Leukemias with Suz12 loss are sensitive to inhibitors targeting the HDAC6/HSP90 axis. (A) Graph showing results of drug screen performed on JAK3(M511I)+Suz12gRNA (J+S1) vs JAK3(M511I) (J) leukemia cells ex vivo. A total of 181 drugs in screen are ranked according to J/J+S score. J/J+S score is defined as the ratio of the viability of the JAK3(M511I) leukemia cells (J) divided by the viability of the JAK3(M511I)+Suz12gRNA leukemia cells (J+S). (B) Heat map of a selection of 12 drugs from the screen showing differential sensitivity between J+S1 leukemia cells and J leukemia cells.

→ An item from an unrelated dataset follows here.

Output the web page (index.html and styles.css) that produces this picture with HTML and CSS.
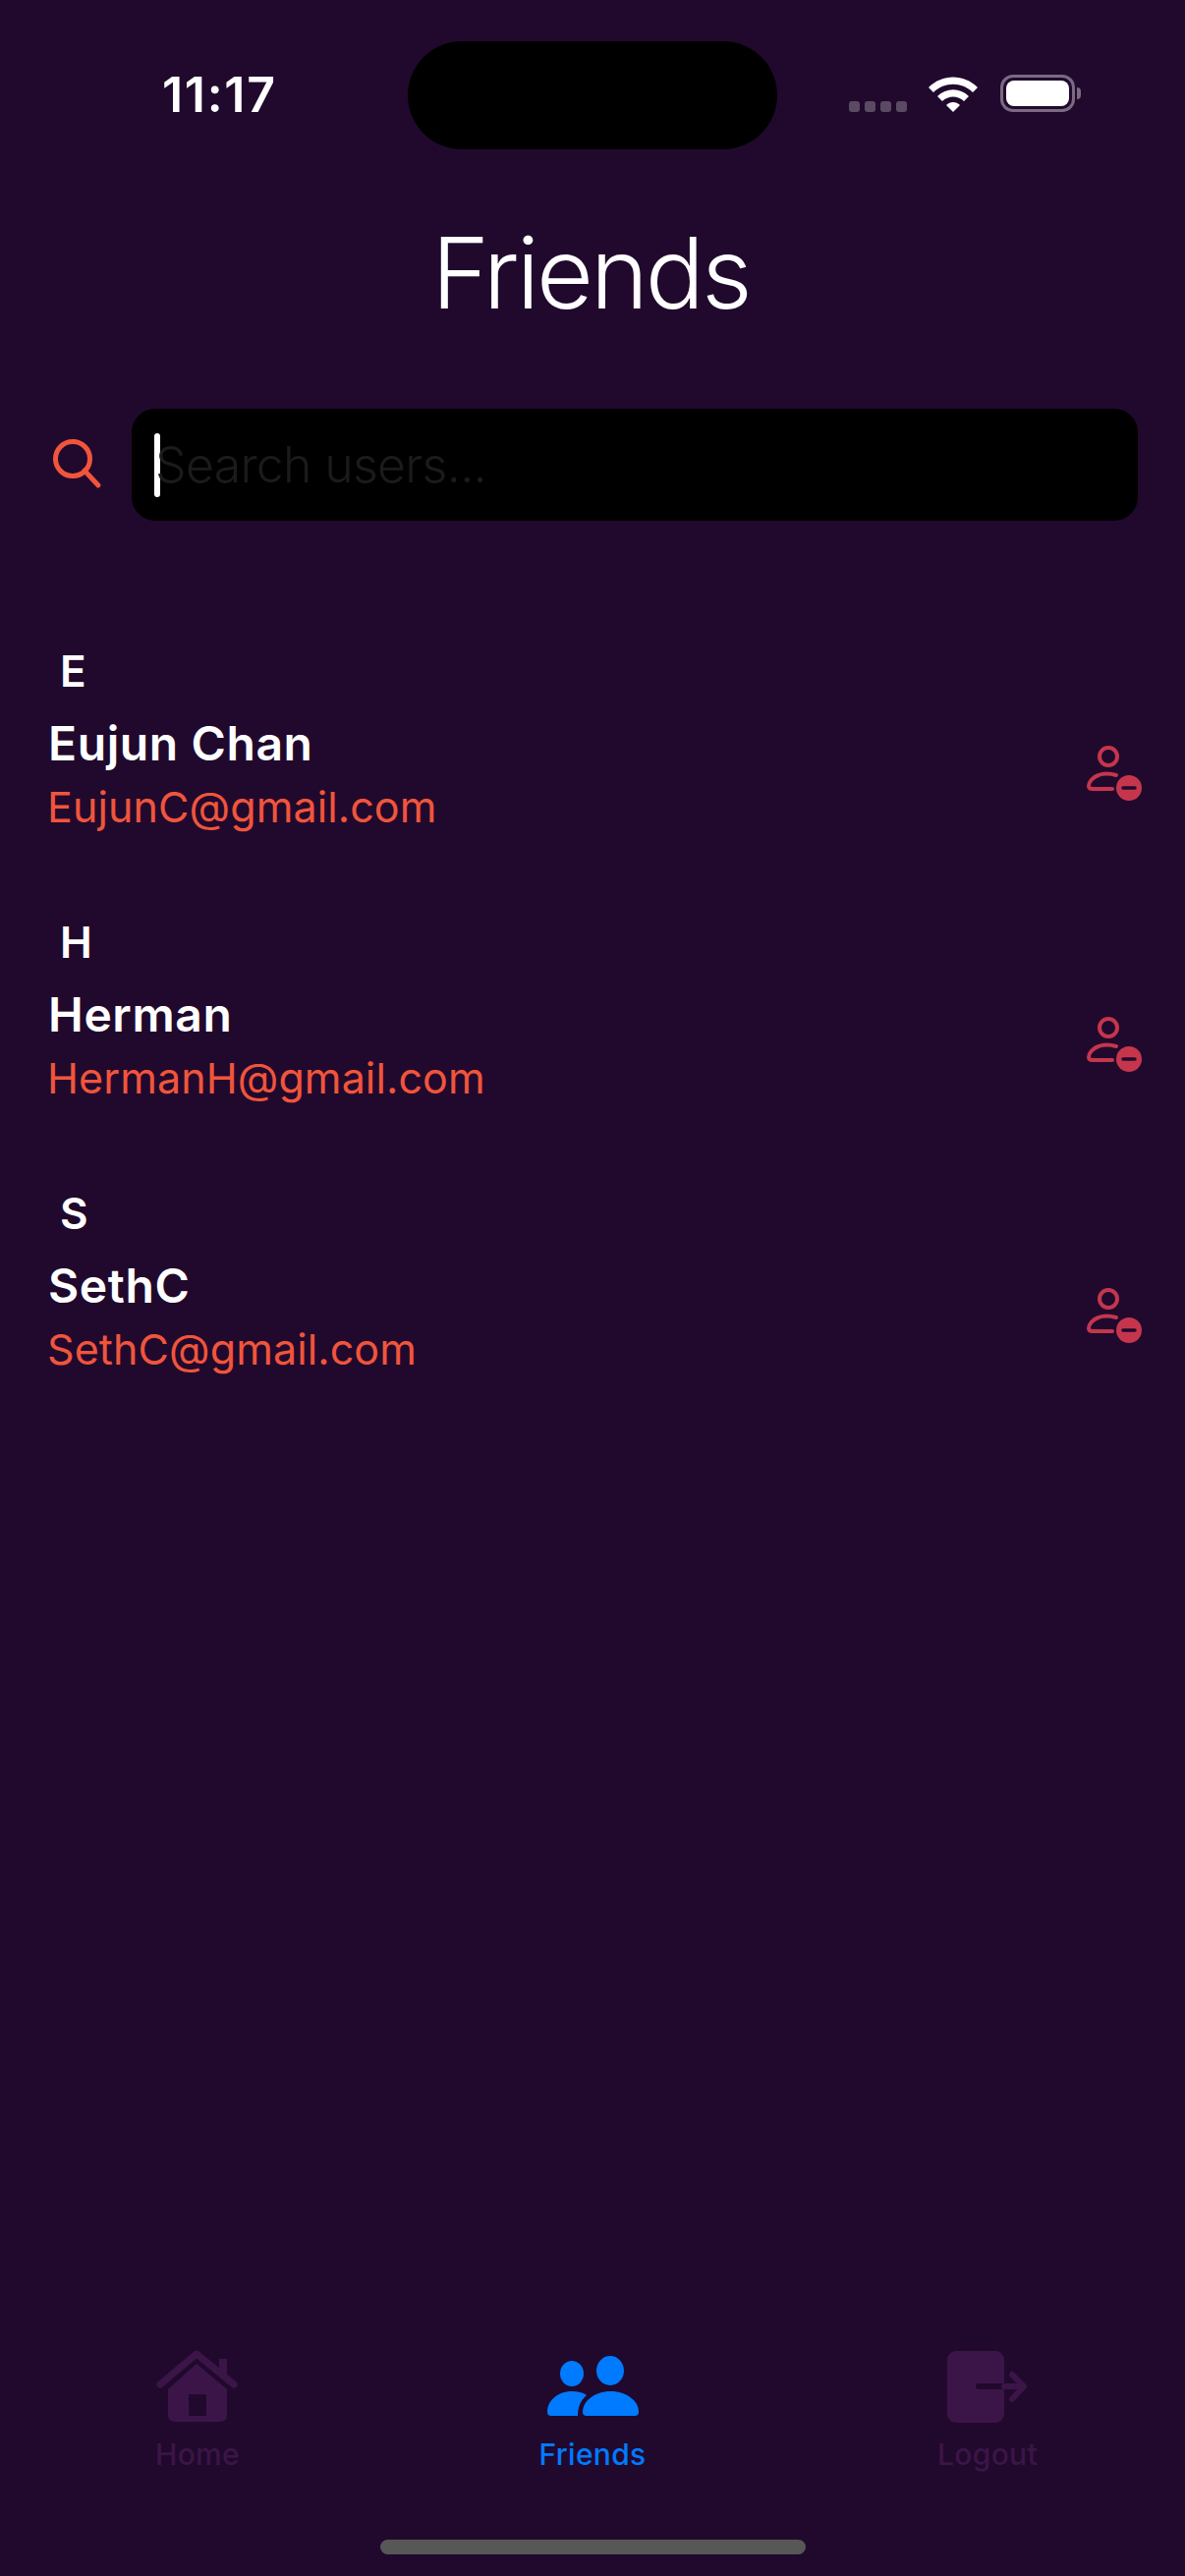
FILE: index.html
```html
<!DOCTYPE html>
<html lang="en">
  <head>
    <meta charset="UTF-8" />
    <title>Friends</title>
    <link rel="stylesheet" href="styles.css">
  </head>
  <body>
    <div id="screen">
      <div id="island"></div>

      <div id="status">
        <span id="time">11:17</span>
        <div id="status-icons">
          <div id="signal"><i></i><i></i><i></i><i></i></div>
          <svg id="wifi" width="52" height="38" viewBox="0 0 52 38">
            <path d="M1 13 C15 -1 37 -1 51 13 L46 18 C35 7 17 7 6 18Z" />
            <path d="M10 22 C19 13 33 13 42 22 L37 27 C31 21 21 21 15 27Z" />
            <path d="M19 31 C23 27 29 27 33 31 L26 38Z" />
          </svg>
          <div id="battery"><div id="battery-fill"></div></div>
          <div id="battery-nub"></div>
        </div>
      </div>

      <h1 id="title">Friends</h1>

      <div id="search">
        <svg class="search-icon" width="52" height="52" viewBox="0 0 52 52">
          <circle cx="21" cy="20" r="17.5" />
          <path d="M33 32 L47 47" />
        </svg>
        <div id="search-box">
          <span id="caret"></span>
          <span id="placeholder">Search users...</span>
        </div>
      </div>

      <ul id="friends">
        <li class="friend">
          <div class="letter">E</div>
          <div class="friend-row">
            <div class="friend-text">
              <div class="name">Eujun Chan</div>
              <div class="email">EujunC@gmail.com</div>
            </div>
            <svg class="remove" width="58" height="58" viewBox="26 18 58 58">
              <circle class="line" cx="49" cy="29" r="9" />
              <path class="line" d="M57 48 C50 46 44 46 39 48 C33 50 29 55 29 59 C29 61 30 62 33 62 H53" />
              <circle class="fill" cx="70" cy="61" r="13" />
              <path class="bar" d="M64 61 H76" />
            </svg>
          </div>
        </li>
        <li class="friend">
          <div class="letter">H</div>
          <div class="friend-row">
            <div class="friend-text">
              <div class="name">Herman</div>
              <div class="email">HermanH@gmail.com</div>
            </div>
            <svg class="remove" width="58" height="58" viewBox="26 18 58 58">
              <circle class="line" cx="49" cy="29" r="9" />
              <path class="line" d="M57 48 C50 46 44 46 39 48 C33 50 29 55 29 59 C29 61 30 62 33 62 H53" />
              <circle class="fill" cx="70" cy="61" r="13" />
              <path class="bar" d="M64 61 H76" />
            </svg>
          </div>
        </li>
        <li class="friend">
          <div class="letter">S</div>
          <div class="friend-row">
            <div class="friend-text">
              <div class="name">SethC</div>
              <div class="email">SethC@gmail.com</div>
            </div>
            <svg class="remove" width="58" height="58" viewBox="26 18 58 58">
              <circle class="line" cx="49" cy="29" r="9" />
              <path class="line" d="M57 48 C50 46 44 46 39 48 C33 50 29 55 29 59 C29 61 30 62 33 62 H53" />
              <circle class="fill" cx="70" cy="61" r="13" />
              <path class="bar" d="M64 61 H76" />
            </svg>
          </div>
        </li>
      </ul>

      <div id="tabs">
        <div class="tab">
          <svg width="84" height="76" viewBox="38 32 84 76">
            <path class="dim" d="M102 41 H110 V58 H102Z" />
            <path class="roof" d="M42 67 L79 36 L117 67" />
            <path class="dim" fill-rule="evenodd" d="M79 46 L110 72 V98 Q110 105 103 105 H57 Q50 105 50 98 V72Z M71 77 V99 H89 V77Z" />
          </svg>
          <span>Home</span>
        </div>
        <div class="tab tab-sel">
          <svg width="100" height="76" viewBox="52 32 100 76">
            <ellipse cx="120" cy="53" rx="14" ry="15" />
            <ellipse cx="81" cy="56" rx="12" ry="13" />
            <path d="M92 95 C92 84 104 74 120.5 74 C137 74 149 84 149 95 A4 4 0 0 1 145 99 H96 A4 4 0 0 1 92 95Z" />
            <path d="M56 95 C56 84 66 74 81 74 C87 74 92 75 96 78 C90 83 87 90 87 99 H60 A4 4 0 0 1 56 95Z" />
          </svg>
          <span>Friends</span>
        </div>
        <div class="tab">
          <svg width="90" height="76" viewBox="60 32 90 76">
            <rect class="dim" x="64" y="33" width="58" height="73" rx="9" />
            <path class="cut" d="M96 69 H122" />
            <path class="arrow" d="M122 69 H141 M130 57 L142 69 L130 82" />
          </svg>
          <span>Logout</span>
        </div>
      </div>

      <div id="home-bar"></div>
    </div>
  </body>
</html>
```

FILE: styles.css
```css
* {
  margin: 0;
  padding: 0;
  box-sizing: border-box;
}
li {
  list-style: none;
}

body {
  background: #21092d;
  font-family: Inter, "Noto Sans", sans-serif;
  color: #fff;
}

#screen {
  width: 1206px;
  height: 2622px;
  position: relative;
  overflow: hidden;
  display: flex;
  flex-direction: column;
}

#island {
  position: absolute;
  left: 415px;
  top: 42px;
  width: 376px;
  height: 110px;
  border-radius: 55px;
  background: #000;
}

/* status bar */
#status {
  height: 192px;
  padding: 66px 106px 0 165px;
  display: flex;
  justify-content: space-between;
  align-items: flex-start;
}

#time {
  font-size: 50px;
  line-height: 60px;
  font-weight: 600;
  letter-spacing: 1.7px;
}

#status-icons {
  display: flex;
  align-items: flex-start;
  padding-top: 10px;
}

#signal {
  display: flex;
  gap: 5px;
  margin-top: 27px;
  margin-right: 21px;
}

#signal i {
  width: 11px;
  height: 11px;
  border-radius: 3px;
  background: #5b4a64;
}

#wifi {
  fill: #fff;
  margin-right: 22px;
}

#battery {
  width: 76px;
  height: 38px;
  border: 3px solid #7a6a82;
  border-radius: 13px;
  padding: 3px;
}

#battery-fill {
  height: 100%;
  background: #fff;
  border-radius: 8px;
}

#battery-nub {
  width: 4px;
  height: 12px;
  margin: 13px 0 0 2px;
  background: #7a6a82;
  border-radius: 0 4px 4px 0;
}

/* title */
#title {
  height: 120px;
  margin-top: 36px;
  padding-right: 4px;
  text-align: center;
  font-size: 100px;
  line-height: 100px;
  font-weight: 300;
  letter-spacing: -3px;
}

/* search */
#search {
  margin-top: 68px;
  padding: 0 48px 0 53px;
  display: flex;
  align-items: center;
  gap: 29px;
}

.search-icon {
  fill: none;
  stroke: #f0553c;
  stroke-width: 5;
  stroke-linecap: round;
  flex: none;
}

#search-box {
  flex: 1;
  height: 114px;
  border-radius: 24px;
  background: #000;
  padding-left: 23px;
  display: flex;
  align-items: center;
}

#caret {
  width: 6px;
  height: 65px;
  border-radius: 3px;
  background: #fff;
  flex: none;
}

#placeholder {
  margin-left: -5px;
  font-size: 50px;
  font-weight: 300;
  letter-spacing: -0.7px;
  color: #1b1b1b;
}

/* list */
#friends {
  margin-top: 126px;
  padding: 0 43px 0 49px;
}

.friend {
  height: 276px;
}

.letter {
  padding-left: 12px;
  font-size: 44px;
  line-height: 54px;
  font-weight: 600;
}

.friend-row {
  display: flex;
  justify-content: space-between;
  align-items: center;
  margin-top: 17px;
}

.name {
  font-size: 48px;
  line-height: 60px;
  font-weight: 600;
  letter-spacing: 0.6px;
}

.email {
  margin: 6px 0 0 -1px;
  font-size: 43px;
  line-height: 56px;
  letter-spacing: 0.1px;
  color: #f0553c;
}

.remove {
  flex: none;
}

.remove .line {
  fill: none;
  stroke: #c5364d;
  stroke-width: 4;
  stroke-linecap: round;
}

.remove .fill {
  fill: #c5364d;
}

.remove .bar {
  stroke: #21092d;
  stroke-width: 3.5;
  stroke-linecap: round;
}

/* tab bar */
#tabs {
  position: absolute;
  left: 0;
  right: 0;
  top: 2392px;
  display: flex;
}

.tab {
  flex: 1;
  display: flex;
  flex-direction: column;
  align-items: center;
  color: #3b1548;
  font-size: 30px;
  line-height: 40px;
  font-weight: 500;
  letter-spacing: 0.3px;
}

.tab svg {
  margin-bottom: 10px;
}

.tab-sel {
  color: #007aff;
  fill: #007aff;
}

.dim {
  fill: #3b1548;
}

.roof {
  fill: none;
  stroke: #3b1548;
  stroke-width: 7;
  stroke-linecap: round;
  stroke-linejoin: round;
}

.cut {
  stroke: #21092d;
  stroke-width: 6;
  stroke-linecap: round;
}

.arrow {
  fill: none;
  stroke: #3b1548;
  stroke-width: 6;
  stroke-linecap: round;
  stroke-linejoin: round;
}

#home-bar {
  position: absolute;
  left: 387px;
  top: 2585px;
  width: 433px;
  height: 15px;
  border-radius: 8px;
  background: #575757;
}
```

The average viability of the 2 conditions was centered to 0. (C-E) Drug dose response curves showing viability of (leukemia) cells in response to 24 hours of treatment with increasing concentrations of HDAC6 inhibitor ricolinostat (C), HSP90 inhibitor 17-AAG (D), and HSP90 inhibitor PU-H71 (E). Percentage viability is defined as percentage surviving cells relative to DMSO concentration. GI50 values are shown. (F-H) Intracellular flow cytometry plots and quantifications of HSP90-PE MFIs with SEM after overnight (18 hours) treatment with Ricolinostat (RIC: 1, 2, or 5 μM) vs DMSO in J+S1 (F), S1 (G), and J (H) leukemia cells. (I) Survival curve showing DSS of J+S1 leukemic mice treated with RIC, 17-AAG, or placebo. The P values were calculated with Gehan-Breslow-Wilcoxon test. (J) WBC counts of J+S1 leukemic mice after 5 days of treatment. P values were calculated with 2-tailed unpaired Student t tests. (K) Weights of spleen and thymus at time of sacrifice of J+S1 leukemic mice treated with placebo vs RIC or 17-AAG. P values were calculated with 2-tailed unpaired Student t test.